Pergunta-se: porque não se investigou a responsabilidade do Estado, proprietário da Mata Nacional de Leiria, por esta tragédia? E se se investigou, quais as conclusões? Algumas perguntas merecem resposta, para esclarecimento de uma matéria que é de interesse público:

  • O Estado cumpriu os seus deveres de limpeza da Mata?
  • Qual a situação de risco de ignição da mesma à data do incêndio e porquê?
  • Que planos de salvaguarda da Mata existiam e qual o nível da sua execução? E se não existiam, porque razão não existiam?
  • Qual o grau de monitorização da Mata? Havia circuito de videovigilância? Guardas florestais? Postos de vigia? Se sim, como funcionavam? Se não, porquê?
  • Quais os sistemas montados para acorrer a situações de incêndio? Uma mancha florestal como a Mata/Pinhal de Leiria, com uma superfície de 11 000 hectares, tinha um corpo de bombeiros ou/e de sistemas antifogo? Se sim, porque não funcionaram? Se não, porquê
  • Existiam planos de contingência para situações de incêndio? Como foram aplicados? Porque não funcionaram? Se não existiam, porquê?

A PGR fez estas perguntas? Se fez, quais são as respostas? Se não fez, porque não as fez?

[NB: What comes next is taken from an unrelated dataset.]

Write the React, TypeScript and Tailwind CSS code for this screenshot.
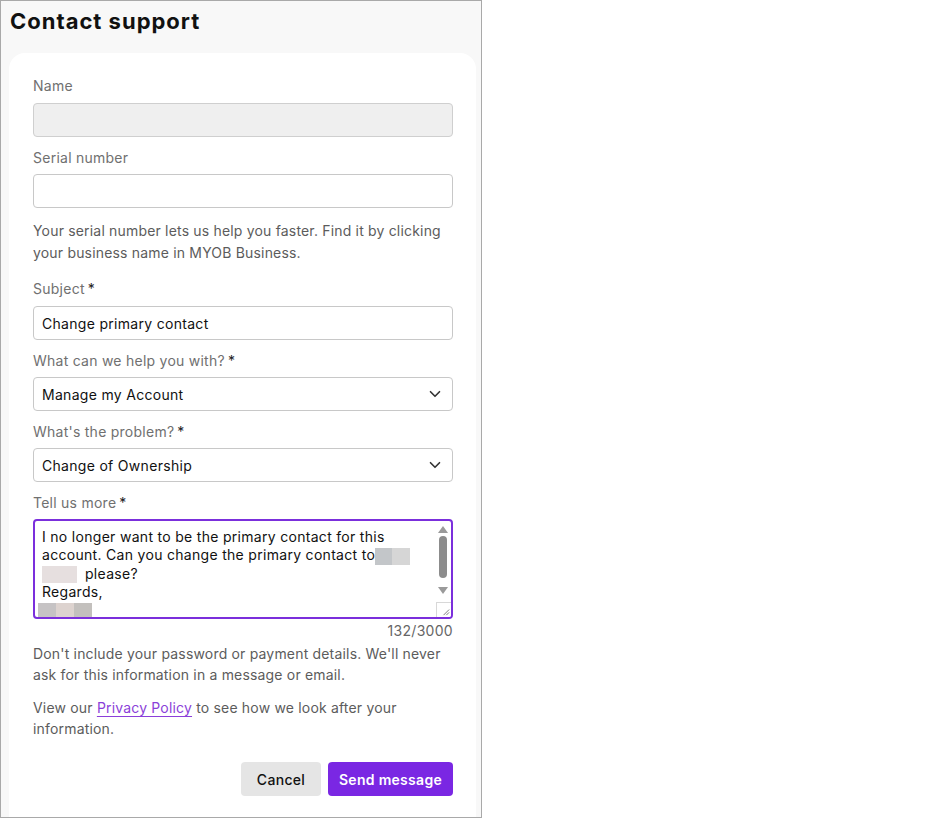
import { ChevronDown } from "lucide-react"

const font = { fontFamily: "Inter, 'Noto Sans', sans-serif" }

function Label({ text, required }: { text: string; required?: boolean }) {
  return (
    <div className="h-5 text-[14px] leading-5 tracking-[0.25px] text-[#707070]">
      {text}
      {required && <span className="ml-[3px] text-[#222]">*</span>}
    </div>
  )
}

function Select({ value }: { value: string }) {
  return (
    <div className="mt-[6px] flex h-[34px] items-center justify-between rounded-[4px] border border-[#c8c8c8] bg-white pl-2 pr-[8px] text-[14px] tracking-[0.3px] text-[#111]">
      <span>{value}</span>
      <ChevronDown className="h-[18px] w-[18px] text-[#333]" strokeWidth={2.2} />
    </div>
  )
}

function Blur({ w, colors }: { w: number[]; colors: string[] }) {
  return (
    <span className="inline-flex h-[17px] align-middle">
      {w.map((width, i) => (
        <span key={i} className="h-full" style={{ width, background: colors[i] }} />
      ))}
    </span>
  )
}

export default function App() {
  return (
    <div className="h-[818px] w-[482px] overflow-hidden border border-[#a9a9a9] bg-[#f8f8f8]" style={font}>
      <h1 className="pl-[9px] pt-[6px] text-[22px] font-bold leading-7 tracking-[1px] text-[#111]">
        Contact support
      </h1>

      <div className="ml-2 mr-[5px] mt-[18px] h-[800px] rounded-2xl bg-white pl-6 pr-[23px] pt-[23px]">
        <Label text="Name" />
        <div className="mt-[7px] h-[34px] rounded-[4px] border border-[#cfcfcf] bg-[#efefef]" />

        <div className="mt-[11px]">
          <Label text="Serial number" />
        </div>
        <div className="mt-[6px] h-[34px] rounded-[4px] border border-[#c8c8c8] bg-white" />
        <p className="mt-3 text-[14px] leading-[22px] tracking-[0.18px] text-[#5c5c5c]">
          Your serial number lets us help you faster. Find it by clicking your business name in MYOB Business.
        </p>

        <div className="mt-[15px]">
          <Label text="Subject" required />
        </div>
        <div className="mt-[7px] flex h-[34px] items-center rounded-[4px] border border-[#c8c8c8] bg-white px-2 text-[14px] tracking-[0.3px] text-[#111]">
          Change primary contact
        </div>

        <div className="mt-[11px]">
          <Label text="What can we help you with?" required />
        </div>
        <Select value="Manage my Account" />

        <div className="mt-[11px]">
          <Label text="What's the problem?" required />
        </div>
        <Select value="Change of Ownership" />

        <div className="mt-[11px]">
          <Label text="Tell us more" required />
        </div>
        <div className="relative mt-[6px] h-[100px] overflow-hidden rounded-[4px] border-2 border-[#7b2fdc] bg-white pl-[7px] pr-6 pt-[7px] text-[14px] leading-[18px] tracking-[0.3px] text-[#111]">
          <div>I no longer want to be the primary contact for this</div>
          <div>
            account. Can you change the primary contact to
            <Blur w={[17, 18]} colors={["#c3c6c9", "#d6d6d6"]} />
          </div>
          <div>
            <Blur w={[35]} colors={["#e6dfdf"]} />
            <span className="ml-[8px]">please?</span>
          </div>
          <div>Regards,</div>
          <div className="-ml-[4px]">
            <Blur w={[18, 18, 18]} colors={["#c6c3c4", "#ddd3cf", "#c3c0bd"]} />
          </div>

          {/* scrollbar */}
          <div className="absolute right-[1px] top-0 flex h-full w-[14px] flex-col items-center">
            <div className="mt-[5px] h-0 w-0 border-x-[5px] border-b-[7px] border-x-transparent border-b-[#9a9a9a]" />
            <div className="mt-[3px] h-[42px] w-[8px] rounded-full bg-[#8c8c8c]" />
            <div className="mt-[9px] h-0 w-0 border-x-[5px] border-t-[7px] border-x-transparent border-t-[#9a9a9a]" />
          </div>
          <div className="absolute bottom-0 right-0 h-[15px] w-[15px] border-l border-t border-[#d8d8d8] bg-white">
            <svg viewBox="0 0 15 15" className="h-full w-full">
              <path d="M13 7 L7 13 M13 10 L10 13" stroke="#777" strokeWidth="1" />
            </svg>
          </div>
        </div>
        <div className="mt-[2px] text-right text-[14px] leading-5 tracking-[0.3px] text-[#666]">132/3000</div>

        <p className="mt-[2px] text-[14px] leading-[21px] tracking-[0.18px] text-[#5c5c5c]">
          Don't include your password or payment details. We'll never ask for this information in a message or email.
        </p>
        <p className="mt-[12px] text-[14px] leading-[21px] tracking-[0.18px] text-[#5c5c5c]">
          View our{" "}
          <span className="text-[#8b3fd9] underline decoration-[#8b3fd9] underline-offset-[3px]">Privacy Policy</span>{" "}
          to see how we look after your information.
        </p>

        <div className="mt-[23px] flex justify-end gap-[7px]">
          <button className="h-[34px] w-[80px] rounded-[4px] bg-[#e5e5e5] text-[14px] font-medium tracking-[0.3px] text-[#111]">
            Cancel
          </button>
          <button className="h-[34px] w-[125px] rounded-[4px] bg-[#7a27e3] text-[14px] font-semibold tracking-[0.3px] text-white">
            Send message
          </button>
        </div>
      </div>
    </div>
  )
}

Sabemos que, infelizmente, a falta de sistemas de proteção bem planeados e a postos para enfrentar situações de emergência, como esta, abundam em Portugal, e, que a responsabilidade por isso se distribui não só pelo Governo em funções em 2017 – o Governo do Partido Socialista – mas por governos anteriores, com maiores ou menores ações neste domínio.

A verdade é que esta linha de raciocínio não serve para desculpabilizar a falta de coordenação e a gravidade dos resultados em dado momento, em dada situação concreta.

O Estado é uma pessoa coletiva com uma duração indefinida, mas, o Governo em funções é o órgão soberano com responsabilidades executivas das tarefas estatais. E se uma tragédia ocorre em dado momento, é aos representantes estatais desse momento que se tem de pedir responsabilidades. Eles são, para todos os efeitos, o rosto do Estado, a sua materialização em agentes. Por isso, independentemente do grau de responsabilidade subjetiva, não se pode ignorar que, objetivamente, era responsabilidade do Governo de 2017 promover as melhores condições para proteger as nossas florestas e, entre estas, aquelas que são propriedade do Estado. Essa proteção estava garantida?

É assim que a acusação da sexagenária parece um episódio de uma ópera bufa.
Não sei avaliar o grau de dolo da sexagenária que estava a fazer uma queimada ali perto e o próprio Ministério Público diz reconhecer que não consegue estabelecer um nexo de causalidade entre esta ação (mesmo sendo dolosa) e o incêndio do Pinhal de Leiria.

Mas estamos sem respostas às dúvidas legítimas sobre a prontidão do Estado para responder a este tipo de riscos. E sobre as responsabilidades concretas neste caso em particular.

É que o dano a que corresponde a perda desta mancha florestal é grande. Dano, nomeadamente, para a flora e fauna, para a fixação dos terrenos dunares, para o património histórico e paisagístico, para um modelo económico e social ancorado numa economia verde, para o turismo. E a culpa morre na sexagenária? Chico Buarque.

Esclareço, aqui, a razão do título deste texto: não sabendo se a senhora é ou não casada, fico com dúvidas sobre o estado civil da culpa: é uma culpa casada ou será que vai morrer solteira?